Ninth House by Leigh Bardugo

There is no doubt that Leigh Bardugo is smart, probably brilliant, and she’s a talented writer. It’s just a shame that she feels such a need to prove that in her writing. “Ninth House” by Leigh Bardugo is a good book and an excellent story that is, for me, drug down by the structure, which made it far harder for me to connect to what was happening than was necessary.


The Story of Ninth House

Ninth House is a character driven mystery. It manages to be both heavy and light on plot. A lot of things happen in the book and all of them are technically important to the plot, but a lot of them don’t really seem to matter much at all.

The main character is Alex, a woman who can see ghosts. This ability makes her unique among the people in Yale who use magic, and they recruit her to serve as a campus security for the eight houses of Yale, based on real secret societies, and each able to use a different type of magic. She is a high-school dropout but thanks to her ability she is given a full ride scholarship to Yale.

The story moves between different time periods. It spends a lot of time in Alex’s childhood, but it also goes between different parts of her time at Yale. This is where the structure of the story got in the way for me. I understand the reason for it, and the flashbacks to childhood were fine, but the parts in Yale felt unnecessary.

It also became clear very early on that they were going to visit each of the eight houses. This is fine, and if I were more invested in the story at that point, I might have liked it more. But because most of the time they were visiting unfamiliar houses it was in one of the section of the story that was set before the primary mystery of the story it felt mostly unnecessary.

The mystery itself had several twists and turns, and yet while I hadn’t figured out everything, almost nothing in it surprised me. It seemed inevitable the major mysteries of the story included the houses, the nexus of power were made for the houses, and the strange ability that Alex had would all come together. Perhaps that comes down to my problem with most mysteries. As a writer, I tend to “solve” them not by spotting the clues but by understanding the structure of story. You could give the principal character mysterious powers, but by spending so much time focusing on it, it became clear it had to be central to the plot.

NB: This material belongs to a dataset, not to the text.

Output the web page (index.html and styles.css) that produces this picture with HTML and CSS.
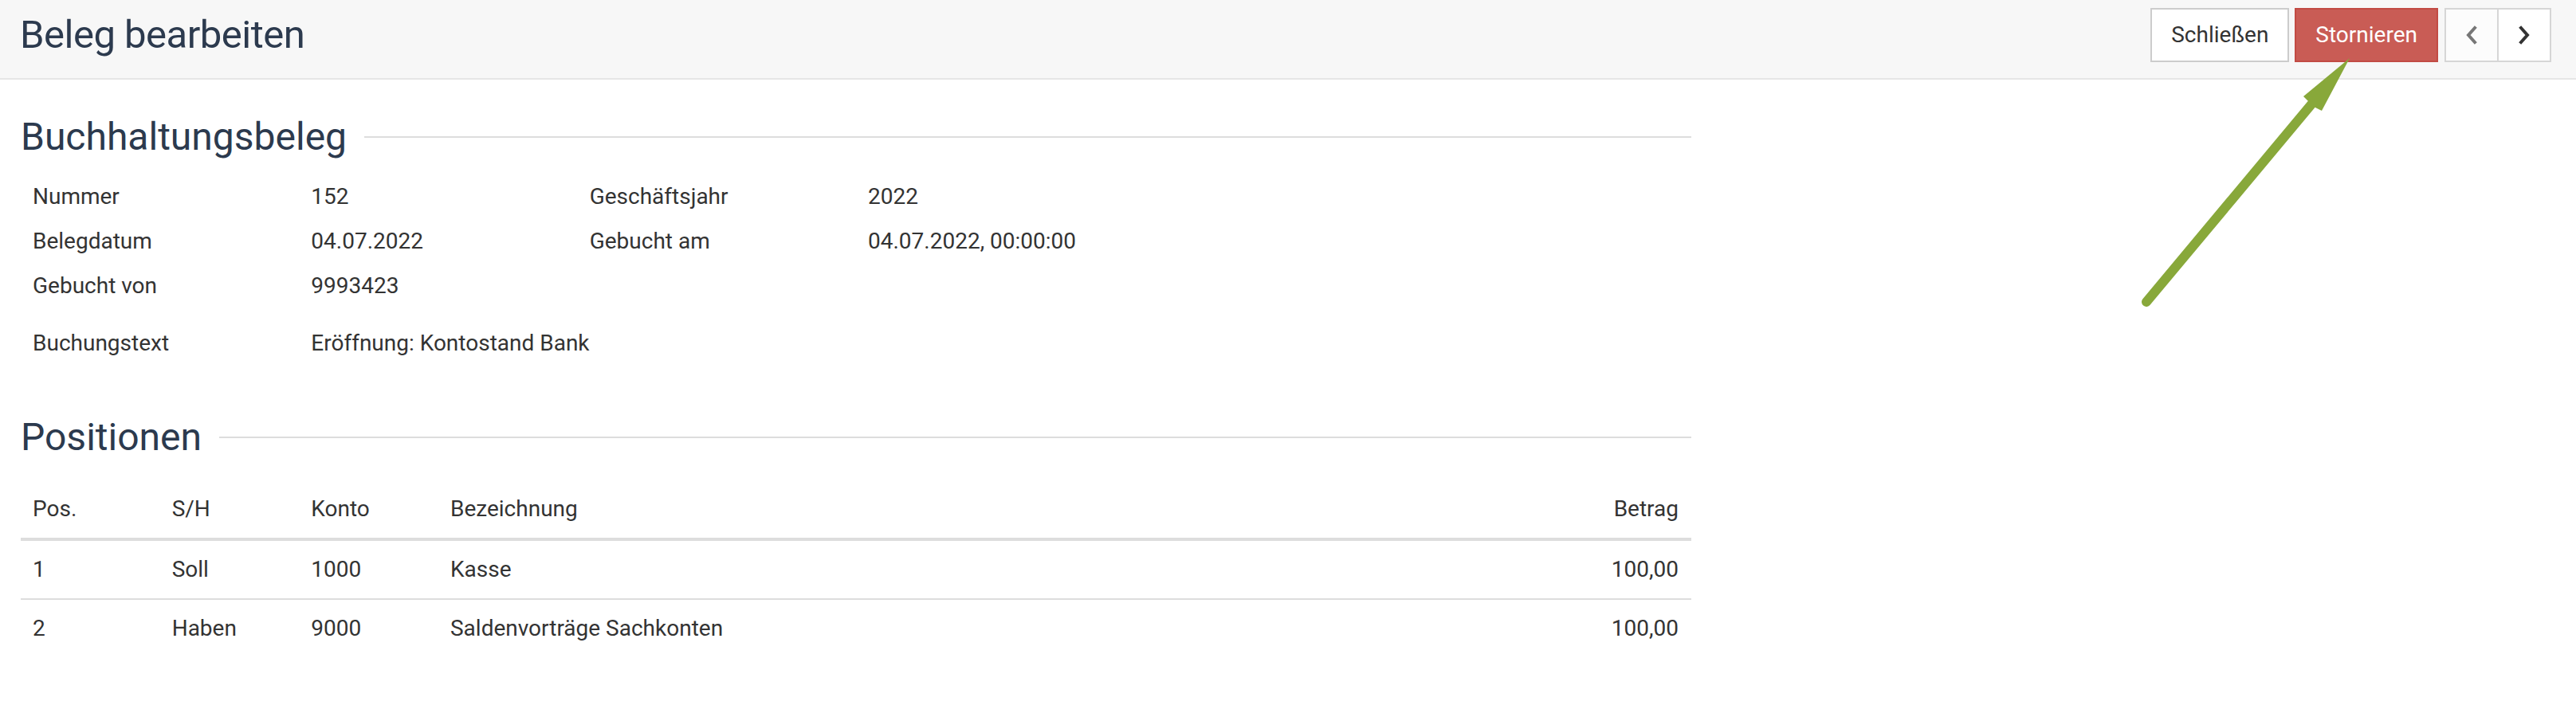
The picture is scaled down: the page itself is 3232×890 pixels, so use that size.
FILE: index.html
```html
<!DOCTYPE html>
<html lang="de">
<head>
<meta charset="utf-8">
<title>Beleg bearbeiten</title>
<link rel="stylesheet" href="styles.css">
</head>
<body>
<header class="topbar">
  <h1 class="page-title">Beleg bearbeiten</h1>
  <div class="actions">
    <button class="btn btn-default" type="button">Schließen</button>
    <button class="btn btn-danger" type="button">Stornieren</button>
    <div class="btn-group">
      <button class="btn btn-default btn-icon btn-disabled" type="button" aria-label="Zurück">
        <svg class="chevron" viewBox="0 0 16 24" width="16" height="24"><polyline points="12,3 4,12 12,21" /></svg>
      </button>
      <button class="btn btn-default btn-icon" type="button" aria-label="Weiter">
        <svg class="chevron" viewBox="0 0 16 24" width="16" height="24"><polyline points="4,3 12,12 4,21" /></svg>
      </button>
    </div>
  </div>
</header>

<main class="content">
  <section class="section">
    <h2 class="section-title">Buchhaltungsbeleg</h2>
    <div class="info-grid">
      <div class="cell label">Nummer</div>
      <div class="cell value">152</div>
      <div class="cell label">Geschäftsjahr</div>
      <div class="cell value">2022</div>
      <div class="cell filler"></div>
      <div class="cell filler"></div>

      <div class="cell label">Belegdatum</div>
      <div class="cell value">04.07.2022</div>
      <div class="cell label">Gebucht am</div>
      <div class="cell value">04.07.2022, 00:00:00</div>
      <div class="cell filler"></div>
      <div class="cell filler"></div>

      <div class="cell label">Gebucht von</div>
      <div class="cell value">9993423</div>
      <div class="cell filler"></div>
      <div class="cell filler"></div>
      <div class="cell filler"></div>
      <div class="cell filler"></div>
    </div>
    <div class="info-grid info-text">
      <div class="cell label">Buchungstext</div>
      <div class="cell value wide">Eröffnung: Kontostand Bank</div>
    </div>
  </section>

  <section class="section">
    <h2 class="section-title">Positionen</h2>
    <table class="positions">
      <colgroup>
        <col class="col-narrow">
        <col class="col-narrow">
        <col class="col-narrow">
        <col>
        <col class="col-amount">
      </colgroup>
      <thead>
        <tr>
          <th>Pos.</th>
          <th>S/H</th>
          <th>Konto</th>
          <th>Bezeichnung</th>
          <th class="num">Betrag</th>
        </tr>
      </thead>
      <tbody>
        <tr>
          <td>1</td>
          <td>Soll</td>
          <td>1000</td>
          <td>Kasse</td>
          <td class="num">100,00</td>
        </tr>
        <tr>
          <td>2</td>
          <td>Haben</td>
          <td>9000</td>
          <td>Saldenvorträge Sachkonten</td>
          <td class="num">100,00</td>
        </tr>
      </tbody>
    </table>
  </section>
</main>

<svg class="annotation-arrow" viewBox="0 0 3232 890" width="3232" height="890" aria-hidden="true">
  <line x1="2693" y1="379" x2="2900" y2="131" class="arrow-shaft" />
  <polygon points="2948,73 2890,121 2896,127 2905,135 2913,139" class="arrow-head" />
</svg>
</body>
</html>
```

FILE: styles.css
```css
* {
  box-sizing: border-box;
}

html, body {
  margin: 0;
  padding: 0;
  background: #ffffff;
}

body {
  position: relative;
  width: 3232px;
  min-height: 890px;
  font-family: Roboto, "Liberation Sans", Arial, sans-serif;
  font-size: 28px;
  line-height: 40px;
  color: #333333;
}

/* ---------- top bar ---------- */
.topbar {
  display: flex;
  justify-content: space-between;
  align-items: flex-start;
  height: 100px;
  background: #f7f7f7;
  border-bottom: 2px solid #e6e6e6;
}

.page-title {
  margin: 16px 0 0 0;
  padding-left: 25px;
  font-size: 49px;
  line-height: 56px;
  font-weight: 400;
  color: #2c3a4e;
  letter-spacing: -0.5px;
}

.actions {
  display: flex;
  gap: 7px;
  margin: 10px 31px 0 0;
}

.btn {
  height: 68px;
  padding: 0 24px;
  border: 2px solid #cccccc;
  border-radius: 0;
  background: #ffffff;
  font-family: Roboto, "Liberation Sans", Arial, sans-serif;
  font-size: 28px;
  line-height: 40px;
  color: #333333;
  display: flex;
  align-items: center;
  justify-content: center;
  cursor: pointer;
}

.btn-danger {
  background: #c95c55;
  border-color: #c24b44;
  color: #ffffff;
}

.btn-group {
  display: flex;
  margin-left: 1px;
}

.btn-icon {
  width: 68px;
  padding: 0;
  border-color: #d6d6d6;
}

.btn-icon + .btn-icon {
  margin-left: -2px;
}

.btn-disabled {
  background: #fcfcfc;
}

.chevron {
  display: block;
  fill: none;
  stroke: #333333;
  stroke-width: 4;
  stroke-linecap: square;
  stroke-linejoin: miter;
}

.btn-disabled .chevron {
  stroke: #777777;
}

/* ---------- content ---------- */
.content {
  width: 2096px;
  margin-left: 26px;
  padding-top: 46px;
  display: flex;
  flex-direction: column;
  gap: 64px;
}

.section-title {
  display: flex;
  align-items: center;
  margin: 0 0 21px 0;
  font-size: 48px;
  line-height: 52px;
  font-weight: 400;
  color: #2c3a4e;
}

.section-title::after {
  content: "";
  flex: 1;
  height: 2px;
  margin-left: 22px;
  background: #dddddd;
}

.info-grid {
  display: grid;
  grid-template-columns: repeat(6, 1fr);
}

.info-text {
  margin-top: 16px;
}

.cell {
  padding: 8px 15px;
  line-height: 40px;
  min-height: 56px;
}

.value.wide {
  grid-column: span 5;
}

/* ---------- positions table ---------- */
.positions {
  width: 100%;
  margin-top: 28px;
  border-collapse: collapse;
  table-layout: fixed;
}

.col-narrow {
  width: 174.67px;
}

.positions th,
.positions td {
  padding: 16px 16px 16px 15px;
  text-align: left;
  font-weight: 400;
  line-height: 40px;
  vertical-align: top;
}

.positions thead th {
  border-bottom: 4px solid #dddddd;
}

.positions tbody tr + tr td {
  border-top: 2px solid #dddddd;
}

.positions .num {
  text-align: right;
}

/* ---------- annotation ---------- */
.annotation-arrow {
  position: absolute;
  left: 0;
  top: 0;
  pointer-events: none;
}

.arrow-shaft {
  stroke: #88a83a;
  stroke-width: 12;
  stroke-linecap: round;
}

.arrow-head {
  fill: #88a83a;
}
```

What I liked about Ninth House

The character of Alex was a well flushed out and interesting character and the cost of her power was interesting and well explained. It made her feel like what the kid from The Sixth Sense might be like as an adult after spending his entire childhood dealing with seeing death. And while having the main character be an outsider finding her place in the world isn’t exactly fresh, there is a reason that is used so often and this was done exceptionally well.

The side characters were generally well done too. Characters like her roommate who didn’t have a lot to do still felt important and some more minor villains really felt like the characters you occasionally see on the news getting away with unforgivable crimes because of their parents wealth and power with the excuse that they were children who have to learn which seems a poor excuse for doing something that could ruin someone’s life.


What I liked less about Ninth House

As I mentioned before, the structure of the story bothered me. In part that may have been because listing to it as an audio book it was much easier to miss the single word or line that marked the switches between times than it would have been in a book. But it mostly didn’t feel necessary.

Beyond that, there were more than a few places where the prose distracted me. Telling me that the character’s lips were as red as overripe cherries is good writing, but that doesn’t mean it’s good for the story, and for me it often was distracting.


Conclusion

It took me far longer to get into this book than I would have liked, and it clearly isn’t written in a style that I typically love. That said, by the end of the book it really had drawn me in and I think it’s safe to assume that someone who likes this magical mysteries and enjoys the prose and perhaps is more interested in the structure would find it much better. Because it is my aversion to literature and preference for enjoyable books that made it a bit of a struggle at first, and not everyone feels that way or should.